Given records>
——————
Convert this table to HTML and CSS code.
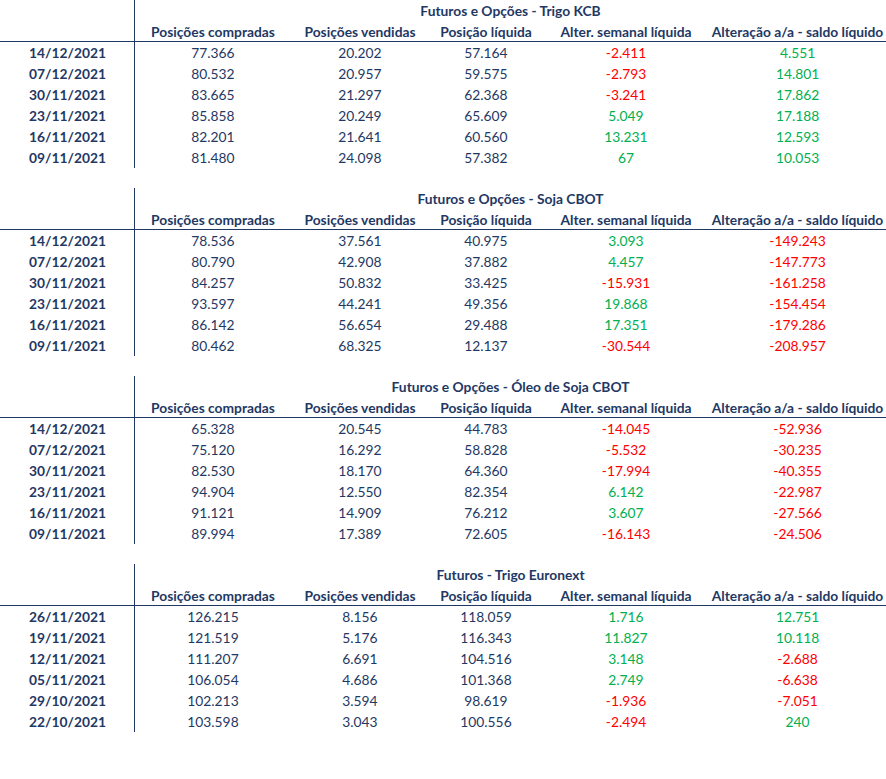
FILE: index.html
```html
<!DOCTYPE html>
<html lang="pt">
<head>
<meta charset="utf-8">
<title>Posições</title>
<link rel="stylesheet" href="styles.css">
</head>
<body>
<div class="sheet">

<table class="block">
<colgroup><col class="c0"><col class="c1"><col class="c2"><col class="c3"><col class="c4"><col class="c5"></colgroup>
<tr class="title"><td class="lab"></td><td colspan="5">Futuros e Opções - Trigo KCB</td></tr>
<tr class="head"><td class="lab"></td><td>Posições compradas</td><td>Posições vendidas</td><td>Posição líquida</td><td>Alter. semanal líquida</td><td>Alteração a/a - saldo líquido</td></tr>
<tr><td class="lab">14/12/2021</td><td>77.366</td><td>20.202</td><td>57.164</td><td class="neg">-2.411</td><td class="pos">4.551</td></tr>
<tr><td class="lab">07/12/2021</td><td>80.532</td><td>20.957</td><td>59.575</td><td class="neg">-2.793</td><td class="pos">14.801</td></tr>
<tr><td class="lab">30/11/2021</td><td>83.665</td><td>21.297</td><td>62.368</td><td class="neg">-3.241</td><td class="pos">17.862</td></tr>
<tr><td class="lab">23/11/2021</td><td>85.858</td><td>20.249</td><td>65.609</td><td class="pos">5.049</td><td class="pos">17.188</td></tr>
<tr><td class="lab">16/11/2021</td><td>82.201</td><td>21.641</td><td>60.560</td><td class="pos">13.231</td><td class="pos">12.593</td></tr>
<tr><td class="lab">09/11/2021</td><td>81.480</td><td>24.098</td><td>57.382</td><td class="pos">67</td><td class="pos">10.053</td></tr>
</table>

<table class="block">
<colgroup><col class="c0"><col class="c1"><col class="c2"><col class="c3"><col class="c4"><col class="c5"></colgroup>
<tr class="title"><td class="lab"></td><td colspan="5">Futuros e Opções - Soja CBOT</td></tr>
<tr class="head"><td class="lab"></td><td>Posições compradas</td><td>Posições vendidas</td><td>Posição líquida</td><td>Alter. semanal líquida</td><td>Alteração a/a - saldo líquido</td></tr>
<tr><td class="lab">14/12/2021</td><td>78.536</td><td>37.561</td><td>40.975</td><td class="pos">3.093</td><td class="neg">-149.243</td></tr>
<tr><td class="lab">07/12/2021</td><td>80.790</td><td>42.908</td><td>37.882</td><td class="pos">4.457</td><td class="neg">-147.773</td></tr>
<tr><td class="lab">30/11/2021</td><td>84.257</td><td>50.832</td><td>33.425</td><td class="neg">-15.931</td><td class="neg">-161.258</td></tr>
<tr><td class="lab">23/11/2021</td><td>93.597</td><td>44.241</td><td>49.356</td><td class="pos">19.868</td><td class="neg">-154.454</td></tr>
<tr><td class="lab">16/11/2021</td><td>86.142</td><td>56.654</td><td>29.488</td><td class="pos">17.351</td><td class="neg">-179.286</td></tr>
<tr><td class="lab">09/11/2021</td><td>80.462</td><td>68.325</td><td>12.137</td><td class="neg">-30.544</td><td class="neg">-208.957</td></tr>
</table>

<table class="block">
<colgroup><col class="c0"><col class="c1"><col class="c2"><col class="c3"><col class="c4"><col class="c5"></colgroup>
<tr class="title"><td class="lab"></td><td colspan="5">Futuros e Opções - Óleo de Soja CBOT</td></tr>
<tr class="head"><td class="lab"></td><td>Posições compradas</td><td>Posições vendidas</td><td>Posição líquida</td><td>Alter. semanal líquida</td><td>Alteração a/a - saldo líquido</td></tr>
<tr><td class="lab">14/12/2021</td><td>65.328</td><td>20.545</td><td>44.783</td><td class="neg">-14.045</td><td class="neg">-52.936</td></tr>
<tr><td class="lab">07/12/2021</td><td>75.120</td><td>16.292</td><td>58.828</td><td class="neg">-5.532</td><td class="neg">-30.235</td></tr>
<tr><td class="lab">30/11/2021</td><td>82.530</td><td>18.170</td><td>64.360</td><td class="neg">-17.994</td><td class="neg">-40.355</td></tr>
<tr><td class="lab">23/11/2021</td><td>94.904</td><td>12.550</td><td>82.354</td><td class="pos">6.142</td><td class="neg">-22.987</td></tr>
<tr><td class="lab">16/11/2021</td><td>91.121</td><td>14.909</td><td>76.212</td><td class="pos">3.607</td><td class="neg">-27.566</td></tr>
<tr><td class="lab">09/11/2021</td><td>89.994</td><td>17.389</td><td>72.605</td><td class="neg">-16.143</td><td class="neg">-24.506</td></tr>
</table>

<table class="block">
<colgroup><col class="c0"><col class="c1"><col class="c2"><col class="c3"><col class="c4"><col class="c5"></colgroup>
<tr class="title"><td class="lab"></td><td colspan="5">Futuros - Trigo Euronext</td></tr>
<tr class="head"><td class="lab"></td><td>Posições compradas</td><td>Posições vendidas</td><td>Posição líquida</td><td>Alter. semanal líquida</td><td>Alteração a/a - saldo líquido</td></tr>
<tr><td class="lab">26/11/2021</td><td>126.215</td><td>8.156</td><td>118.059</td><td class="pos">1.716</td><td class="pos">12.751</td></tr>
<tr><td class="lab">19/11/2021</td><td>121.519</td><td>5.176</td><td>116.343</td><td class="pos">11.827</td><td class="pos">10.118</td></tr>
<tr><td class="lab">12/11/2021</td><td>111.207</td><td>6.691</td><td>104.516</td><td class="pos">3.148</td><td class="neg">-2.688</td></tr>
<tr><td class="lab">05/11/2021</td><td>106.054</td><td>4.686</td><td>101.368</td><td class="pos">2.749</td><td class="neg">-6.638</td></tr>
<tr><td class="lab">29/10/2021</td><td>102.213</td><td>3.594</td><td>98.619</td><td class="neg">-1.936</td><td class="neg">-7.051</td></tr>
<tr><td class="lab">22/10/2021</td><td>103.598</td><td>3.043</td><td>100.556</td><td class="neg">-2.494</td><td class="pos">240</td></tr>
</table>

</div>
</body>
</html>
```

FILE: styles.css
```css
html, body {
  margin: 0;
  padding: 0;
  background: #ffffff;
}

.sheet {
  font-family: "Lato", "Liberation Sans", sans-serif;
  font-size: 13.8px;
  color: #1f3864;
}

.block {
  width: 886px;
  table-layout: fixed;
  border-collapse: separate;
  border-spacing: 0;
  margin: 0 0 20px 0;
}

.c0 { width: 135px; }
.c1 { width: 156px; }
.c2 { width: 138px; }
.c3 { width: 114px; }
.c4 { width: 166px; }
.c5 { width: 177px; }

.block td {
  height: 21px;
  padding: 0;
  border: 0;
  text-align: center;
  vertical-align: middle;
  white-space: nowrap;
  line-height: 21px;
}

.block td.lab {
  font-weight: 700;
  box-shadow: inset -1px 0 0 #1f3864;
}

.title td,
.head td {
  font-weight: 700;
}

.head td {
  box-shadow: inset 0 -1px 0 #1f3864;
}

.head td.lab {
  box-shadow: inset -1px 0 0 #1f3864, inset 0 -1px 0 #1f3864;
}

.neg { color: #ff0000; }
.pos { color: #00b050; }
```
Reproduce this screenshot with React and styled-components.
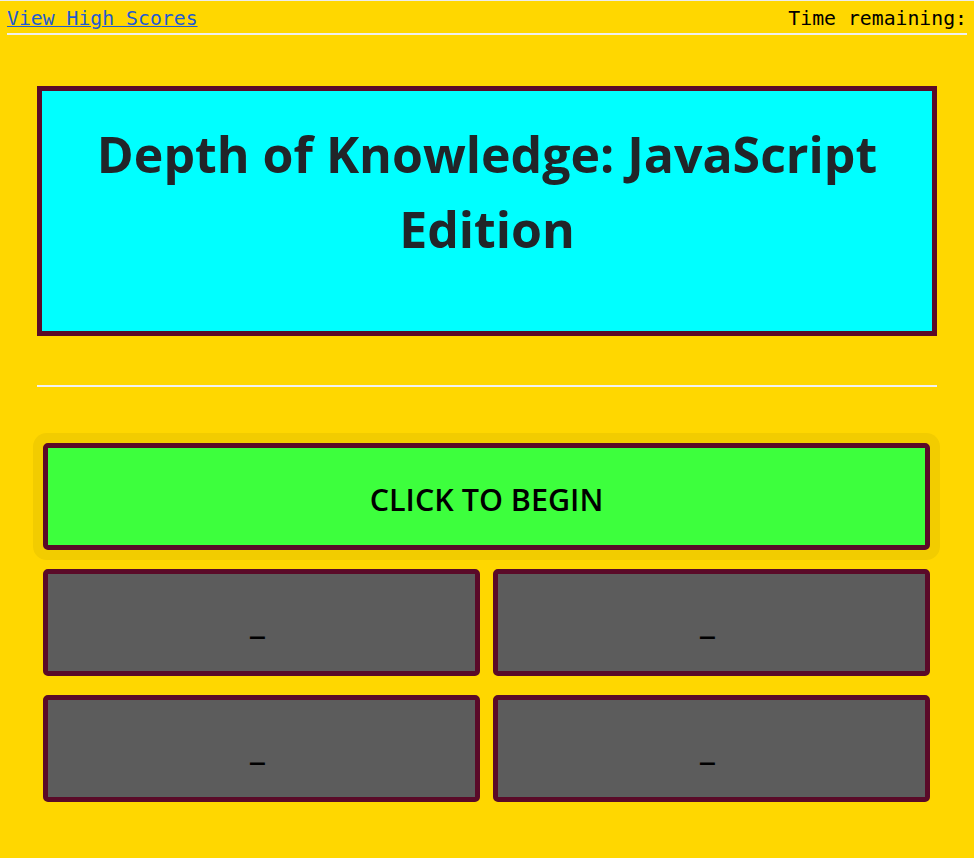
——————
Nothing but the pictures may be dropped; output the records above exactly.

Convert this table to HTML and CSS code.
FILE: index.html
```html
<!DOCTYPE html>
<html lang="pt">
<head>
<meta charset="utf-8">
<title>Posições</title>
<link rel="stylesheet" href="styles.css">
</head>
<body>
<div class="sheet">

<table class="block">
<colgroup><col class="c0"><col class="c1"><col class="c2"><col class="c3"><col class="c4"><col class="c5"></colgroup>
<tr class="title"><td class="lab"></td><td colspan="5">Futuros e Opções - Trigo KCB</td></tr>
<tr class="head"><td class="lab"></td><td>Posições compradas</td><td>Posições vendidas</td><td>Posição líquida</td><td>Alter. semanal líquida</td><td>Alteração a/a - saldo líquido</td></tr>
<tr><td class="lab">14/12/2021</td><td>77.366</td><td>20.202</td><td>57.164</td><td class="neg">-2.411</td><td class="pos">4.551</td></tr>
<tr><td class="lab">07/12/2021</td><td>80.532</td><td>20.957</td><td>59.575</td><td class="neg">-2.793</td><td class="pos">14.801</td></tr>
<tr><td class="lab">30/11/2021</td><td>83.665</td><td>21.297</td><td>62.368</td><td class="neg">-3.241</td><td class="pos">17.862</td></tr>
<tr><td class="lab">23/11/2021</td><td>85.858</td><td>20.249</td><td>65.609</td><td class="pos">5.049</td><td class="pos">17.188</td></tr>
<tr><td class="lab">16/11/2021</td><td>82.201</td><td>21.641</td><td>60.560</td><td class="pos">13.231</td><td class="pos">12.593</td></tr>
<tr><td class="lab">09/11/2021</td><td>81.480</td><td>24.098</td><td>57.382</td><td class="pos">67</td><td class="pos">10.053</td></tr>
</table>

<table class="block">
<colgroup><col class="c0"><col class="c1"><col class="c2"><col class="c3"><col class="c4"><col class="c5"></colgroup>
<tr class="title"><td class="lab"></td><td colspan="5">Futuros e Opções - Soja CBOT</td></tr>
<tr class="head"><td class="lab"></td><td>Posições compradas</td><td>Posições vendidas</td><td>Posição líquida</td><td>Alter. semanal líquida</td><td>Alteração a/a - saldo líquido</td></tr>
<tr><td class="lab">14/12/2021</td><td>78.536</td><td>37.561</td><td>40.975</td><td class="pos">3.093</td><td class="neg">-149.243</td></tr>
<tr><td class="lab">07/12/2021</td><td>80.790</td><td>42.908</td><td>37.882</td><td class="pos">4.457</td><td class="neg">-147.773</td></tr>
<tr><td class="lab">30/11/2021</td><td>84.257</td><td>50.832</td><td>33.425</td><td class="neg">-15.931</td><td class="neg">-161.258</td></tr>
<tr><td class="lab">23/11/2021</td><td>93.597</td><td>44.241</td><td>49.356</td><td class="pos">19.868</td><td class="neg">-154.454</td></tr>
<tr><td class="lab">16/11/2021</td><td>86.142</td><td>56.654</td><td>29.488</td><td class="pos">17.351</td><td class="neg">-179.286</td></tr>
<tr><td class="lab">09/11/2021</td><td>80.462</td><td>68.325</td><td>12.137</td><td class="neg">-30.544</td><td class="neg">-208.957</td></tr>
</table>

<table class="block">
<colgroup><col class="c0"><col class="c1"><col class="c2"><col class="c3"><col class="c4"><col class="c5"></colgroup>
<tr class="title"><td class="lab"></td><td colspan="5">Futuros e Opções - Óleo de Soja CBOT</td></tr>
<tr class="head"><td class="lab"></td><td>Posições compradas</td><td>Posições vendidas</td><td>Posição líquida</td><td>Alter. semanal líquida</td><td>Alteração a/a - saldo líquido</td></tr>
<tr><td class="lab">14/12/2021</td><td>65.328</td><td>20.545</td><td>44.783</td><td class="neg">-14.045</td><td class="neg">-52.936</td></tr>
<tr><td class="lab">07/12/2021</td><td>75.120</td><td>16.292</td><td>58.828</td><td class="neg">-5.532</td><td class="neg">-30.235</td></tr>
<tr><td class="lab">30/11/2021</td><td>82.530</td><td>18.170</td><td>64.360</td><td class="neg">-17.994</td><td class="neg">-40.355</td></tr>
<tr><td class="lab">23/11/2021</td><td>94.904</td><td>12.550</td><td>82.354</td><td class="pos">6.142</td><td class="neg">-22.987</td></tr>
<tr><td class="lab">16/11/2021</td><td>91.121</td><td>14.909</td><td>76.212</td><td class="pos">3.607</td><td class="neg">-27.566</td></tr>
<tr><td class="lab">09/11/2021</td><td>89.994</td><td>17.389</td><td>72.605</td><td class="neg">-16.143</td><td class="neg">-24.506</td></tr>
</table>

<table class="block">
<colgroup><col class="c0"><col class="c1"><col class="c2"><col class="c3"><col class="c4"><col class="c5"></colgroup>
<tr class="title"><td class="lab"></td><td colspan="5">Futuros - Trigo Euronext</td></tr>
<tr class="head"><td class="lab"></td><td>Posições compradas</td><td>Posições vendidas</td><td>Posição líquida</td><td>Alter. semanal líquida</td><td>Alteração a/a - saldo líquido</td></tr>
<tr><td class="lab">26/11/2021</td><td>126.215</td><td>8.156</td><td>118.059</td><td class="pos">1.716</td><td class="pos">12.751</td></tr>
<tr><td class="lab">19/11/2021</td><td>121.519</td><td>5.176</td><td>116.343</td><td class="pos">11.827</td><td class="pos">10.118</td></tr>
<tr><td class="lab">12/11/2021</td><td>111.207</td><td>6.691</td><td>104.516</td><td class="pos">3.148</td><td class="neg">-2.688</td></tr>
<tr><td class="lab">05/11/2021</td><td>106.054</td><td>4.686</td><td>101.368</td><td class="pos">2.749</td><td class="neg">-6.638</td></tr>
<tr><td class="lab">29/10/2021</td><td>102.213</td><td>3.594</td><td>98.619</td><td class="neg">-1.936</td><td class="neg">-7.051</td></tr>
<tr><td class="lab">22/10/2021</td><td>103.598</td><td>3.043</td><td>100.556</td><td class="neg">-2.494</td><td class="pos">240</td></tr>
</table>

</div>
</body>
</html>
```

FILE: styles.css
```css
html, body {
  margin: 0;
  padding: 0;
  background: #ffffff;
}

.sheet {
  font-family: "Lato", "Liberation Sans", sans-serif;
  font-size: 13.8px;
  color: #1f3864;
}

.block {
  width: 886px;
  table-layout: fixed;
  border-collapse: separate;
  border-spacing: 0;
  margin: 0 0 20px 0;
}

.c0 { width: 135px; }
.c1 { width: 156px; }
.c2 { width: 138px; }
.c3 { width: 114px; }
.c4 { width: 166px; }
.c5 { width: 177px; }

.block td {
  height: 21px;
  padding: 0;
  border: 0;
  text-align: center;
  vertical-align: middle;
  white-space: nowrap;
  line-height: 21px;
}

.block td.lab {
  font-weight: 700;
  box-shadow: inset -1px 0 0 #1f3864;
}

.title td,
.head td {
  font-weight: 700;
}

.head td {
  box-shadow: inset 0 -1px 0 #1f3864;
}

.head td.lab {
  box-shadow: inset -1px 0 0 #1f3864, inset 0 -1px 0 #1f3864;
}

.neg { color: #ff0000; }
.pos { color: #00b050; }
```
Reproduce this screenshot with React and styled-components.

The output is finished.